Some chart types, like pie charts or 3D scatterplots, might not be available in your favorite plotting library, but are available in matplotlib.
Some tools which might seem easier than matplotlib, like Seaborn or the plot method of a pandas DataFrame, are using matplotlib in the background. (Actually, I think pandas can be customized to use something else, but let’s ignore that.)
Summary:¶
There is a vast amount of options and commands when it comes to matplotlib, and often there can be many different commands for accomplishing the same task. That said, the only syntax I want you to memorize for Math 10 is the following:
%matplotlib inline
import matplotlib.pyplot as plt
fig, ax = plt.subplots()
x = # some list of x-coordinates...
y = # a list of y-coordinates of the same length...
ax.plot(x,y)
Aside from that syntax, it is important to recognize alternative conventions that you may see others use, and of course it is important to be able to look up customizations and other types of plots. For some examples of the types of customizations that are possible, see the Resources section below.
References:¶
From the documentation: Usage Guide and Lifecycle of a plot
(Somewhat advanced.) From Real Python: Real Python Matplotlib guide
The object oriented approach to matplotlib¶
The approach you will be asked to follow in Math 10, and the approach recommended by the matplotlib documentation, is the object oriented approach. We will introduce that first, and later in this notebook we will introduce the alternative.
Relevant quote:
We call methods that do the plotting directly from the Axes, which gives us much more flexibility and power in customizing our plot... In general, try to use the object-oriented interface over the pyplot interface.
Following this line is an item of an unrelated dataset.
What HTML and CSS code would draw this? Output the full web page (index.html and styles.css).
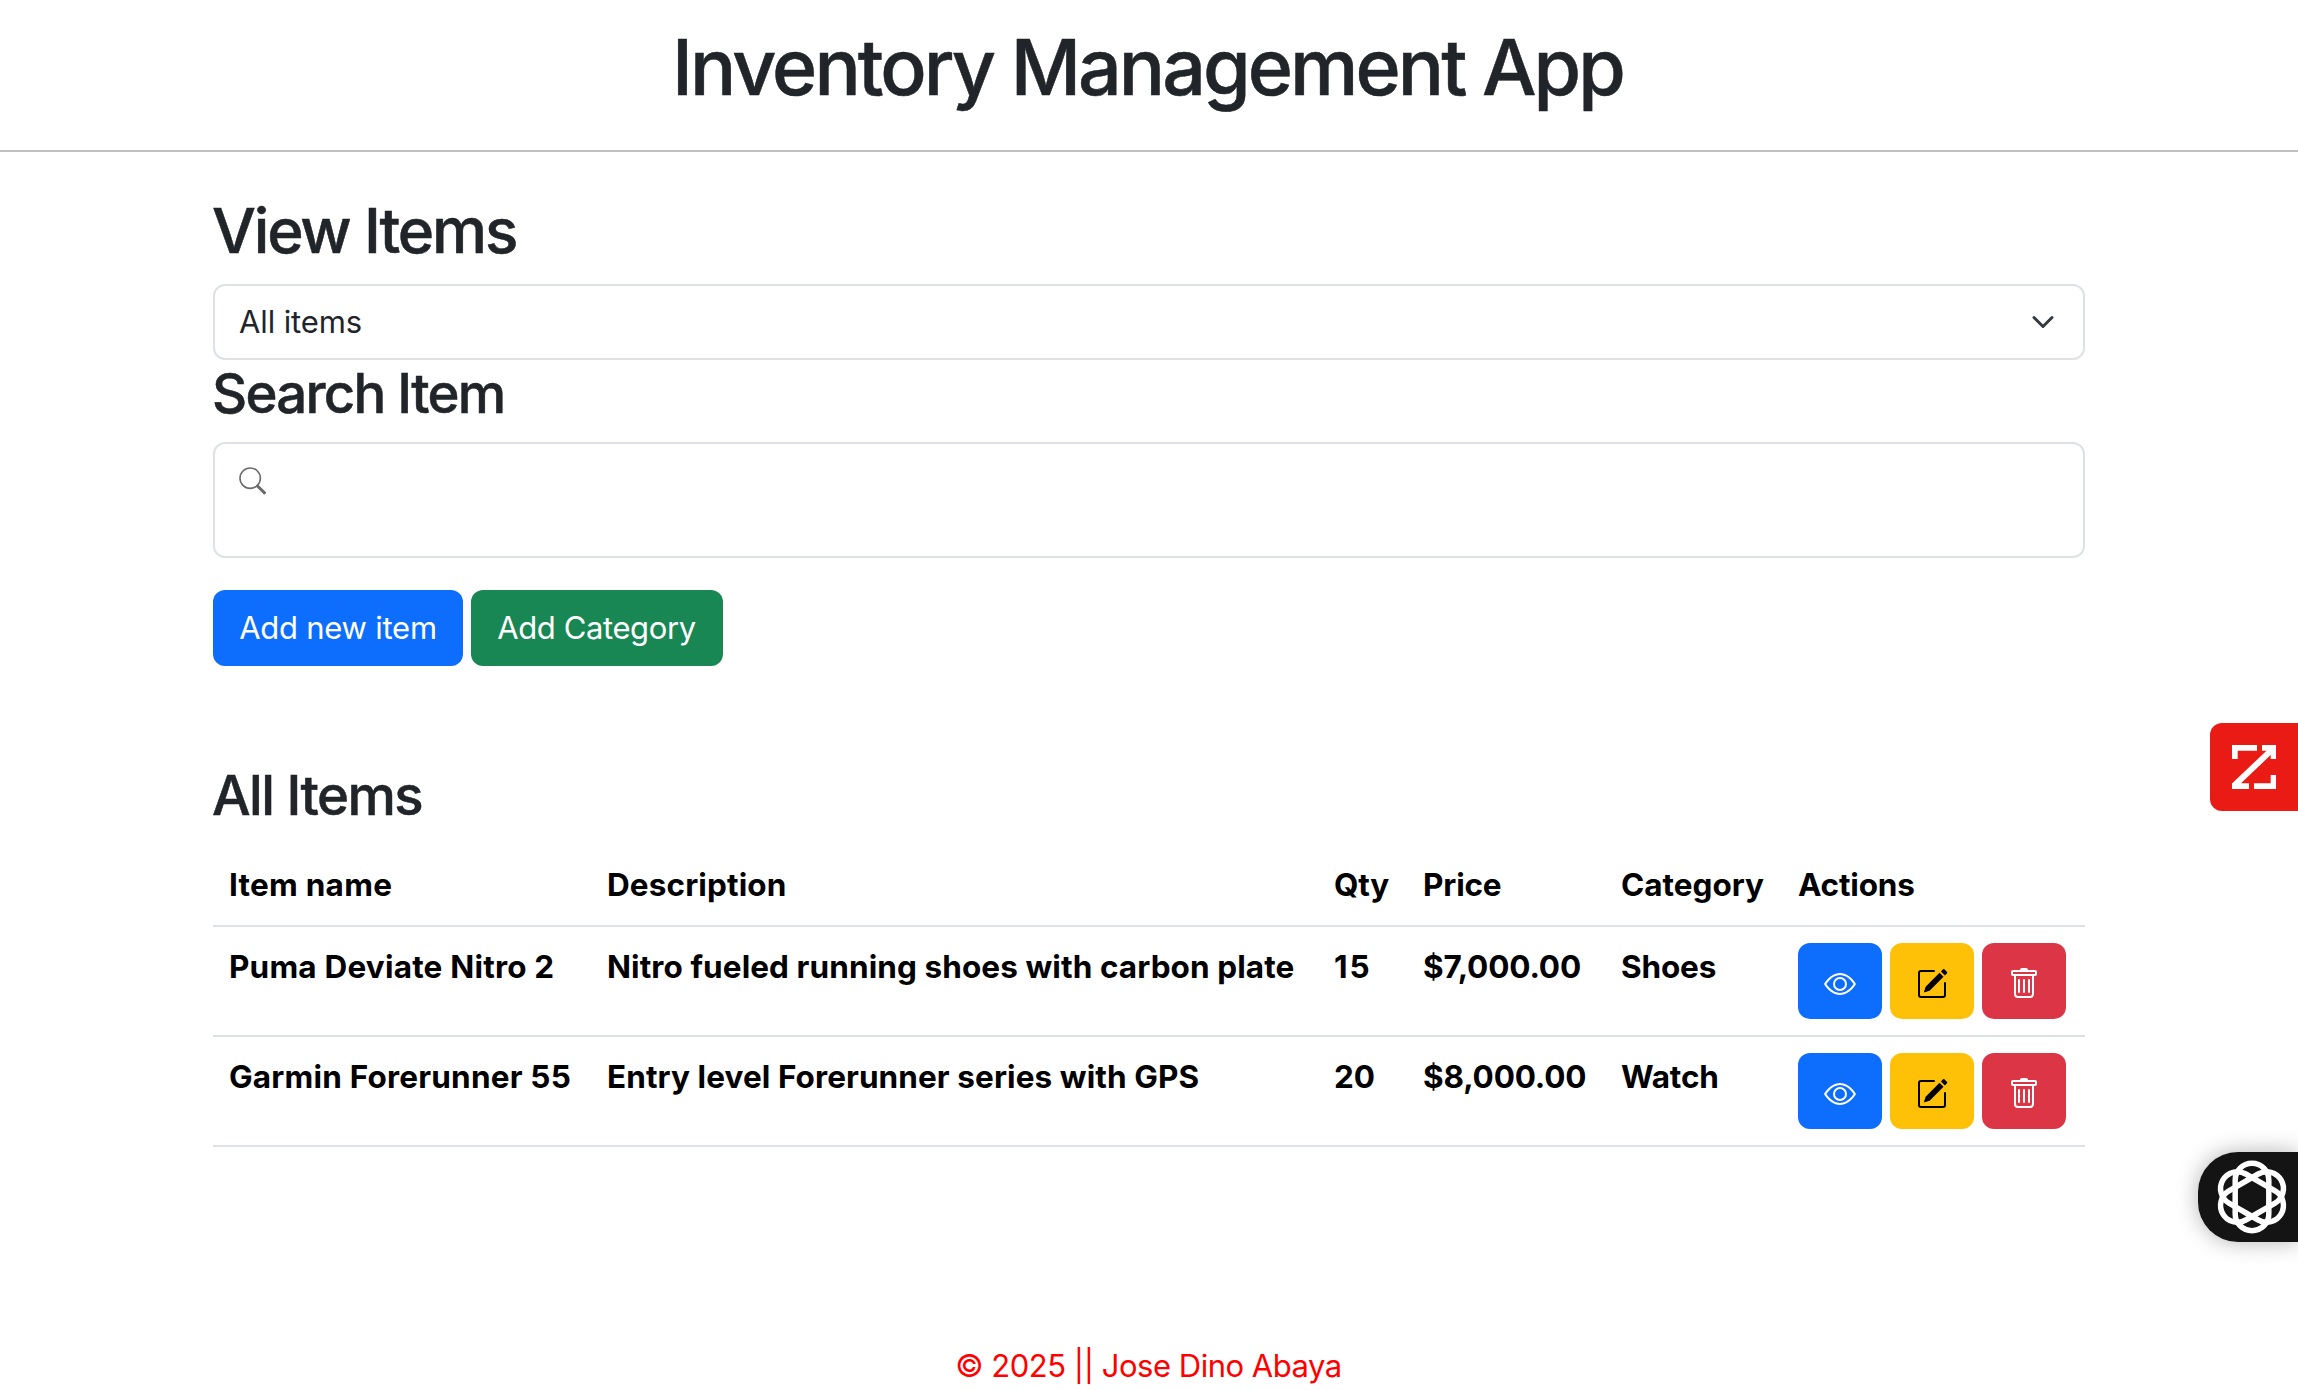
FILE: index.html
```
<!DOCTYPE html>
<html lang="en">
<head>
<meta charset="utf-8">
<title>Inventory Management App</title>
<link rel="stylesheet" href="styles.css">
</head>
<body>
<svg class="sprite" aria-hidden="true">
  <symbol id="eye" viewBox="0 0 16 16"><path d="M16 8s-3-5.500-8-5.500S0 8 0 8s3 5.500 8 5.500S16 8 16 8M1.173 8a13 13 0 0 1 1.660-2.043C4.120 4.668 5.880 3.500 8 3.500s3.879 1.168 5.168 2.457A13 13 0 0 1 14.828 8q-.086.130-.195.288c-.335.480-.830 1.120-1.465 1.755C11.879 11.332 10.119 12.500 8 12.500s-3.879-1.168-5.168-2.457A13 13 0 0 1 1.172 8z"/><path d="M8 5.500a2.500 2.500 0 1 0 0 5 2.500 2.500 0 0 0 0-5M4.500 8a3.500 3.500 0 1 1 7 0 3.500 3.500 0 0 1-7 0"/></symbol>
  <symbol id="pencil" viewBox="0 0 16 16"><path d="M15.502 1.940a.5.5 0 0 1 0 .706L14.459 3.690l-2-2L13.502.646a.5.5 0 0 1 .707 0l1.293 1.293zm-1.750 2.456-2-2L4.939 9.210a.5.5 0 0 0-.121.196l-.805 2.414a.25.25 0 0 0 .316.316l2.414-.805a.5.5 0 0 0 .196-.120l6.813-6.814z"/><path fill-rule="evenodd" d="M1 13.500A1.500 1.500 0 0 0 2.500 15h11a1.500 1.500 0 0 0 1.500-1.500v-6a.5.5 0 0 0-1 0v6a.5.5 0 0 1-.5.5h-11a.5.5 0 0 1-.5-.5v-11a.5.5 0 0 1 .5-.5H9a.5.5 0 0 0 0-1H2.500A1.500 1.500 0 0 0 1 2.500z"/></symbol>
  <symbol id="trash" viewBox="0 0 16 16"><path d="M5.500 5.500A.5.5 0 0 1 6 6v6a.5.5 0 0 1-1 0V6a.5.5 0 0 1 .5-.5m2.500 0a.5.5 0 0 1 .5.5v6a.5.5 0 0 1-1 0V6a.5.5 0 0 1 .5-.5m3 .5a.5.5 0 0 0-1 0v6a.5.5 0 0 0 1 0z"/><path d="M14.500 3a1 1 0 0 1-1 1H13v9a2 2 0 0 1-2 2H5a2 2 0 0 1-2-2V4h-.5a1 1 0 0 1-1-1V2a1 1 0 0 1 1-1H6a1 1 0 0 1 1-1h2a1 1 0 0 1 1 1h3.500a1 1 0 0 1 1 1zM4.118 4 4 4.059V13a1 1 0 0 0 1 1h6a1 1 0 0 0 1-1V4.059L11.882 4zM2.500 3h11V2h-11z"/></symbol>
</svg>
<header class="site-header"><h1>Inventory Management App</h1></header>
<main class="container">
  <h2>View Items</h2>
  <div class="select"><span>All items</span>
    <svg class="chevron" viewBox="0 0 16 16"><path d="m2 5 6 6 6-6" fill="none" stroke="#343a40" stroke-width="2" stroke-linecap="round" stroke-linejoin="round"/></svg>
  </div>
  <h3 class="search-title">Search Item</h3>
  <div class="search">
    <svg class="search-icon" viewBox="0 0 28 28"><circle cx="11.200" cy="11.200" r="10.200"/><path class="handle" d="M18.500 19 25.500 25.800"/></svg>
  </div>
  <div class="buttons">
    <button class="btn primary add-item">Add new item</button>
    <button class="btn success add-category">Add Category</button>
  </div>
  <h3 class="items-title">All Items</h3>
  <table class="items">
    <colgroup><col class="c-name"><col class="c-desc"><col class="c-qty"><col class="c-price"><col class="c-cat"><col class="c-act"></colgroup>
    <thead>
      <tr><th class="name head">Item name</th><th class="desc head">Description</th><th>Qty</th><th>Price</th><th class="cat">Category</th><th class="act">Actions</th></tr>
    </thead>
    <tbody>
      <tr><th class="name">Puma Deviate Nitro 2</th><th class="desc">Nitro fueled running shoes with carbon plate</th><th class="spread">15</th><th>$7,000.00</th><th>Shoes</th>
        <th class="act"><div class="actions"><button class="btn primary icon"><svg><use href="#eye"/></svg></button><button class="btn warning icon"><svg><use href="#pencil"/></svg></button><button class="btn danger icon"><svg><use href="#trash"/></svg></button></div></th></tr>
      <tr><th class="name">Garmin Forerunner 55</th><th class="desc">Entry level Forerunner series with GPS</th><th>20</th><th>$8,000.00</th><th>Watch</th>
        <th class="act"><div class="actions"><button class="btn primary icon"><svg><use href="#eye"/></svg></button><button class="btn warning icon"><svg><use href="#pencil"/></svg></button><button class="btn danger icon"><svg><use href="#trash"/></svg></button></div></th></tr>
    </tbody>
  </table>
</main>
<footer class="site-footer">© 2025 || Jose Dino Abaya</footer>

<div class="tab-red">
  <svg viewBox="0 0 88 88"><path d="M22 22h25v5.700H27.700V36H22zM52 22h14v14h-5.300v-4L31 60.300h8V66H22v-5.500L56.500 27.700H52zM66 52v14H44v-5.700h16.700V52z"/></svg>
</div>
<div class="tab-dark">
  <svg viewBox="-38 -38 76 76"><g fill="none" stroke="#fff" stroke-width="5.500"><rect id="loop" x="-16.800" y="-33.700" width="33.600" height="67.400" rx="16.800"/><use href="#loop" transform="rotate(60)"/><use href="#loop" transform="rotate(120)"/></g></svg>
</div>
</body>
</html>
```

FILE: styles.css
```
* { box-sizing: border-box; }
body {
  margin: 0;
  height: 1390px;
  overflow: hidden;
  background: #fff;
  color: #212529;
  font: 400 31px/48px Inter, sans-serif;
}
.sprite { display: none; }
h1, h2, h3 { margin: 0; font-weight: 500; -webkit-text-stroke: .5px currentColor; white-space: nowrap; }

.site-header {
  height: 152px;
  padding-top: 19px;
  border-bottom: 2px solid #c0c0c0;
  text-align: center;
}
h1 { font-size: 77px; line-height: 96px; letter-spacing: -2.95px; padding-right: 3px; }

.container { width: 1872px; margin: 0 auto; padding-top: 41px; }
h2, h3 { margin-left: -1px; }
h2 { font-size: 62px; line-height: 76px; letter-spacing: -2.2px; margin-bottom: 15px; }
h3 { font-size: 54.5px; line-height: 67px; }
.search-title { letter-spacing: -1.75px; margin-bottom: 15px; }
.items-title { letter-spacing: -1.55px; margin-top: 96px; margin-bottom: 16px; }

.select, .search { border: 2px solid #dee2e6; border-radius: 12px; background: #fff; }
.select {
  display: flex;
  align-items: center;
  justify-content: space-between;
  height: 76px;
  padding: 0 28px 0 24px;
  letter-spacing: -.12px;
}
.chevron { width: 24px; height: 24px; }
.search { display: flex; height: 116px; padding: 23px 24px; }
.search-icon { width: 28px; height: 28px; }
.search-icon circle { fill: none; stroke: #6b6b6b; stroke-width: 1.6; }
.search-icon .handle { stroke: #6b6b6b; stroke-width: 3; stroke-linecap: round; }

.buttons { display: flex; gap: 8px; margin-top: 32px; }
.btn {
  height: 76px;
  padding: 0;
  border: 0;
  border-radius: 12px;
  color: #fff;
  font: inherit;
  white-space: nowrap;
}
.primary { background: #0d6efd; }
.success { background: #198754; }
.warning { background: #ffc107; color: #000; }
.danger { background: #dc3545; }
.add-item { width: 250px; letter-spacing: -.25px; }
.add-category { width: 252px; padding-right: 1px; letter-spacing: -.4px; }

.items { width: 100%; table-layout: fixed; border-spacing: 0; color: #000; }
.c-name { width: 378px; }
.c-desc { width: 728px; }
.c-qty { width: 89px; }
.c-price { width: 198px; }
.c-cat { width: 176px; }
.c-act { width: 303px; }
.items th {
  padding: 16px 0 16px 15px;
  border-bottom: 2px solid #dee2e6;
  font-size: 31.5px;
  font-weight: 700;
  line-height: 48px;
  text-align: left;
  vertical-align: top;
  letter-spacing: -.17px;
  white-space: nowrap;
}
.items .name { padding-left: 16px; letter-spacing: .2px; }
.items .desc { padding-left: 16px; letter-spacing: .09px; }
.items .name.head { letter-spacing: .25px; }
.items .desc.head { letter-spacing: .12px; }
.items .cat { letter-spacing: 0; }
.items .spread { letter-spacing: 2px; }
.items .act { padding-left: 16px; }
.actions { display: flex; gap: 8px; }
.icon { display: flex; justify-content: center; width: 84px; padding-top: 25px; }
.icon svg { width: 32px; height: 32px; fill: currentColor; }

.site-footer { margin-top: 195px; padding-right: 1px; color: #f00; text-align: center; letter-spacing: -.48px; }

.tab-red {
  position: absolute;
  top: 723px;
  right: 0;
  width: 88px;
  height: 88px;
  border-radius: 12px 0 0 12px;
  background: #ea1b15;
}
.tab-red svg { display: block; width: 88px; height: 88px; fill: #fff; }
.tab-dark {
  position: absolute;
  top: 1152px;
  right: 0;
  width: 100px;
  height: 90px;
  padding: 7px 0 0 16px;
  border-radius: 40px 0 0 40px;
  background: #141414;
  box-shadow: 0 0 22px rgba(0, 0, 0, .3);
}
.tab-dark svg { display: block; width: 76px; height: 76px; }
```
Pay close attention to the commands we use, because there are many similar looking commands which are fundamentally different.
%matplotlib inline
import matplotlib.pyplot as plt
import pandas as pd
import numpy as np
fig, ax = plt.subplots() # Create a figure containing a single axes.
ax.plot([1, 2, 3, 4], [1, 4, 2, 3]) # Plot some data on the axes.
[<matplotlib.lines.Line2D at 0x7fc49841f7f0>]
The first line fig, ax = plt.subplots()
can already be intimidating. The function plt.subplots() returns two things: The figure, which like the overall Canvas on which our plot will live, and the axes (not axis!), which can hold one or more plots.
type(fig)
matplotlib.figure.Figure
type(ax)
matplotlib.axes._subplots.AxesSubplot
# Here we put another plot onto the same axes:
ax.plot([0,10],[10,0])
fig
To get rid of the weird matplotlib.lines.Line2D printout, you can put a semi-colon at the end of the final line in the cell:
fig, ax = plt.subplots() # Create a figure containing a single axes.
ax.plot([1, 2, 3, 4], [1, 4, 2, 3]); # Plot some data on the axes.
Plotting the graph of a function like y = cos(x) is very similar to how it could be done in Matlab: by choosing a lot of sample points and connecting them with straight lines.
fig, ax = plt.subplots() # Create a figure containing a single axes.
x = np.arange(0,10)
y = np.cos(x)
ax.plot(x,y);
Let’s make it look a little nicer by using more sample points.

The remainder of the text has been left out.